Ayandeh’s DIY mega-merger sets template for Iranian bank consolidation

Few bank mergers anywhere in the world have been more ambitious than the one that created Bank Ayandeh in Iran in 2013. It combined Tat Bank with two other financial institutions and 10 credit cooperatives, and did so in a country that has absolutely no regulatory guidance for how to do it and where staff layoffs are all but taboo because of vast national unemployment.

The man responsible for bringing it all together was Jalal Rasoulof, who has been immersed in Iranian banking and policy for more than 20 years. It’s easy to see why he was chosen for the task: a former deputy minister in the Ministry of Agriculture in the 1990s, he was given the task of winding down the insolvent Agricultural Bank and turned it from an agricultural fund into one of the better government commercial banks. He then ran two other private banks before taking on Ayandeh.

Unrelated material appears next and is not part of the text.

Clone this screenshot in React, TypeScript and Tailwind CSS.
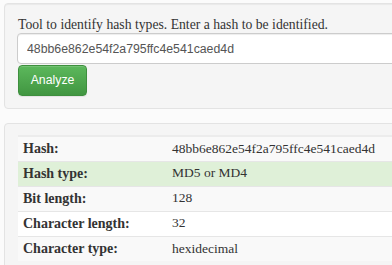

An immaculately presented man, he nevertheless exudes a certain fatigue from the effort involved. Asked what challenges the merger involved, his answer runs to 31 minutes. “I have 35 years of management experience, but when I compare this to my previous experiences it was most complex and difficult one,” he says. “But I’m sure it was the best and maybe the first big merger in the financial sector from the beginning of banking bureaucracy in Iran, which is more than 120 years.”